- YOUR GOAL: Reproduce the lines from the one bearing "Recreate this image" through the one bearing "string; name?: string;", inclusive. Copy them exactly; include no other line.

- RECORDS:
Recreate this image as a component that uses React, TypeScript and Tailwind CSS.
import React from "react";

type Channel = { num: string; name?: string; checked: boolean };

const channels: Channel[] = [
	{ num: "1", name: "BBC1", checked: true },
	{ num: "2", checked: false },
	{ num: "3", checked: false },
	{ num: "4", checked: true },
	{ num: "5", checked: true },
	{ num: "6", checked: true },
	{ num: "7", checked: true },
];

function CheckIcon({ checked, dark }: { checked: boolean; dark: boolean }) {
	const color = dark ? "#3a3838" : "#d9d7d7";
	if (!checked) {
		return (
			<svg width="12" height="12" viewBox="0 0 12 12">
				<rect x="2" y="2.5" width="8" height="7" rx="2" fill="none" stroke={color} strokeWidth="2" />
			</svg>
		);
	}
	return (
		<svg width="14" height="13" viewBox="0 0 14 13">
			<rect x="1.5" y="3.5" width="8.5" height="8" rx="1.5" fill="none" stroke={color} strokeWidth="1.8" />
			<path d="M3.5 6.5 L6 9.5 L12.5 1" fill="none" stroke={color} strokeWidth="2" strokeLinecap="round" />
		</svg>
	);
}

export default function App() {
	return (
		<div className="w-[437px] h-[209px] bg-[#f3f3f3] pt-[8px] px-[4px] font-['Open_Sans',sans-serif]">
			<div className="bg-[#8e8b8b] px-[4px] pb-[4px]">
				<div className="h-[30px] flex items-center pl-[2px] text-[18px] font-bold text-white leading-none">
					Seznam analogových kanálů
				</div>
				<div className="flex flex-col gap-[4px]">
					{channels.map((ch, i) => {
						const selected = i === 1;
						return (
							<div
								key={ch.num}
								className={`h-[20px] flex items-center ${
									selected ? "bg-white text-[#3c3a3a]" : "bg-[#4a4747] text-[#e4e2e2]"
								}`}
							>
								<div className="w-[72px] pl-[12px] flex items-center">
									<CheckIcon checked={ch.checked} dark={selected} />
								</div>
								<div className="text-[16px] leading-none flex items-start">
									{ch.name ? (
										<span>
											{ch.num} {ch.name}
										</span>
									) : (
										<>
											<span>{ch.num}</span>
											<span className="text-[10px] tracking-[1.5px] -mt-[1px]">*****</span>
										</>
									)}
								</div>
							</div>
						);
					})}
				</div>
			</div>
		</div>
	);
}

* * *

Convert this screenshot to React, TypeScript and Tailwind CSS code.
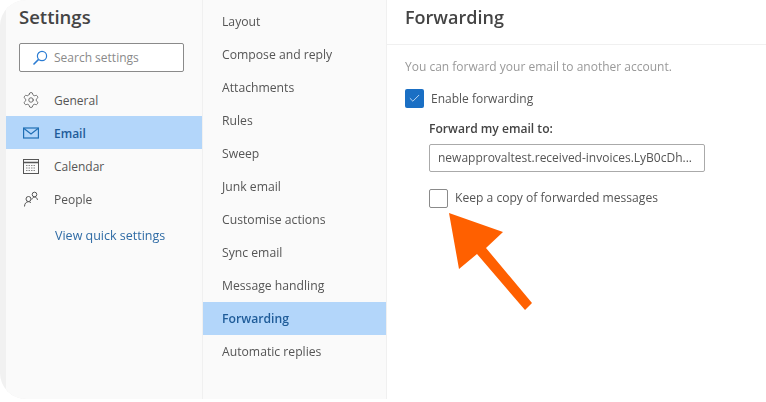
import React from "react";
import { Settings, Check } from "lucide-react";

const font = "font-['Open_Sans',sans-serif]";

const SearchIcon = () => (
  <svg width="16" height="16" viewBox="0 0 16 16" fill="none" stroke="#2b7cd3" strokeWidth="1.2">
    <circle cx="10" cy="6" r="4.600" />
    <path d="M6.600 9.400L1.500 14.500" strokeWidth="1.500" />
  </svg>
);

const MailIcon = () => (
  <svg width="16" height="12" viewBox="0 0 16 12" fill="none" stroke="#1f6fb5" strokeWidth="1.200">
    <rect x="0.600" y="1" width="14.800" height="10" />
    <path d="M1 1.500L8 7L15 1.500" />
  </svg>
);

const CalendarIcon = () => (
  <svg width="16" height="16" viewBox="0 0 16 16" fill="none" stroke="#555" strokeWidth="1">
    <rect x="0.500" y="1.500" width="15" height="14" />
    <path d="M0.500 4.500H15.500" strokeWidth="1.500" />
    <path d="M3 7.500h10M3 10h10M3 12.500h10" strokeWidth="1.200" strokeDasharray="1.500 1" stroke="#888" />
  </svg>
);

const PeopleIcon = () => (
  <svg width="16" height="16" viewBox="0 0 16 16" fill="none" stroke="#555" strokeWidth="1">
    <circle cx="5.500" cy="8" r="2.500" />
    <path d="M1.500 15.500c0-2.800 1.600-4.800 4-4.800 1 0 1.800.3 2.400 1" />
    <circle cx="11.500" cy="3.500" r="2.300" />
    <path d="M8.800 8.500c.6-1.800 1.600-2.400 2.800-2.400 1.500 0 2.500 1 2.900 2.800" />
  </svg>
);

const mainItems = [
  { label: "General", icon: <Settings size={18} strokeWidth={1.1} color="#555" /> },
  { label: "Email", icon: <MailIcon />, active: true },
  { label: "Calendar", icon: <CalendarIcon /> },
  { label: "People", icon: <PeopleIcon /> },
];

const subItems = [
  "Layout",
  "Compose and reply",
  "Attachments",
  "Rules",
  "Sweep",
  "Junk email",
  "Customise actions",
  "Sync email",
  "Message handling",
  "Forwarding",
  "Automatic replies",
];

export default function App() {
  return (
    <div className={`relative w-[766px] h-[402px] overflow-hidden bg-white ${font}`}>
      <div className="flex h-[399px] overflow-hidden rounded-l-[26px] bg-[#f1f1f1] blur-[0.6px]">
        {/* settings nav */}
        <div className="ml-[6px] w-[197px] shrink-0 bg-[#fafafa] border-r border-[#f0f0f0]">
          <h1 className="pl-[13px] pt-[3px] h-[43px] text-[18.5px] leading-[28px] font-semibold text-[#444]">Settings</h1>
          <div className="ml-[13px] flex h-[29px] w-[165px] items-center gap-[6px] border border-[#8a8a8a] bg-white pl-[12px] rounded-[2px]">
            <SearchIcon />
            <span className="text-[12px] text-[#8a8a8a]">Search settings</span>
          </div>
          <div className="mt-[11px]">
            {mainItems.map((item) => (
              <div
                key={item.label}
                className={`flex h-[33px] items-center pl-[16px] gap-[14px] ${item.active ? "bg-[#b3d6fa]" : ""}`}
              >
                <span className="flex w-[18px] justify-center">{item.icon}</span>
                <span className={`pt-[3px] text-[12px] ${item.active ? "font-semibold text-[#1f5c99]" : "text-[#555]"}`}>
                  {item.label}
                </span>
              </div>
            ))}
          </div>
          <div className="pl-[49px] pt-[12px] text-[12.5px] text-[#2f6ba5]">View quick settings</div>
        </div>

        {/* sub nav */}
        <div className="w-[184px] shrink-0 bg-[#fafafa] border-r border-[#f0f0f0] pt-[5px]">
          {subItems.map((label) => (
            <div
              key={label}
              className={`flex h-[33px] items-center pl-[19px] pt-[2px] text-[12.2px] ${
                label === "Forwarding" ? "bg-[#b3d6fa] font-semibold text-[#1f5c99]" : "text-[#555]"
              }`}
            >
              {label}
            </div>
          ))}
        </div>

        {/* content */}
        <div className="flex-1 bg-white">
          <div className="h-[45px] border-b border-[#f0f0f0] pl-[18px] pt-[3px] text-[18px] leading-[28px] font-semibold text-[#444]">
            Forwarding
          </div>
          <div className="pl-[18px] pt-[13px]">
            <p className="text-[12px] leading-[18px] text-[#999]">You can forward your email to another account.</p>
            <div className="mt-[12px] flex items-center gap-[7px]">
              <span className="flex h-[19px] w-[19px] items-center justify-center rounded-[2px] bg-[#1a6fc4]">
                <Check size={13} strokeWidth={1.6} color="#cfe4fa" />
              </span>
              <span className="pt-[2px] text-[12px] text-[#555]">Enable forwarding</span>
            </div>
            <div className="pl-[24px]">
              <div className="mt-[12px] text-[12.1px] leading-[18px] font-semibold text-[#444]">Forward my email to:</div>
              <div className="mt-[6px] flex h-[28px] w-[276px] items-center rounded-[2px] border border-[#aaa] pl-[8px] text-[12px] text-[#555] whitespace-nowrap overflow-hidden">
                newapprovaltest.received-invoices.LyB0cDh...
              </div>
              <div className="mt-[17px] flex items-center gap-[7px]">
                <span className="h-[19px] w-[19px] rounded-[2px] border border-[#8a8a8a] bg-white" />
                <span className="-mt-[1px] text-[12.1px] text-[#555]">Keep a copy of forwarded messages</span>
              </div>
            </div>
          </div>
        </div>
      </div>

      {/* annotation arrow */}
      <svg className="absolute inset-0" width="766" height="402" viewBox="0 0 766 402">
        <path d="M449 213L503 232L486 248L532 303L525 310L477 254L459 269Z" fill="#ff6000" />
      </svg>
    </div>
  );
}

- COMPLETE ANSWER:
Recreate this image as a component that uses React, TypeScript and Tailwind CSS.
import React from "react";

type Channel = { num: string; name?: string; checked: boolean };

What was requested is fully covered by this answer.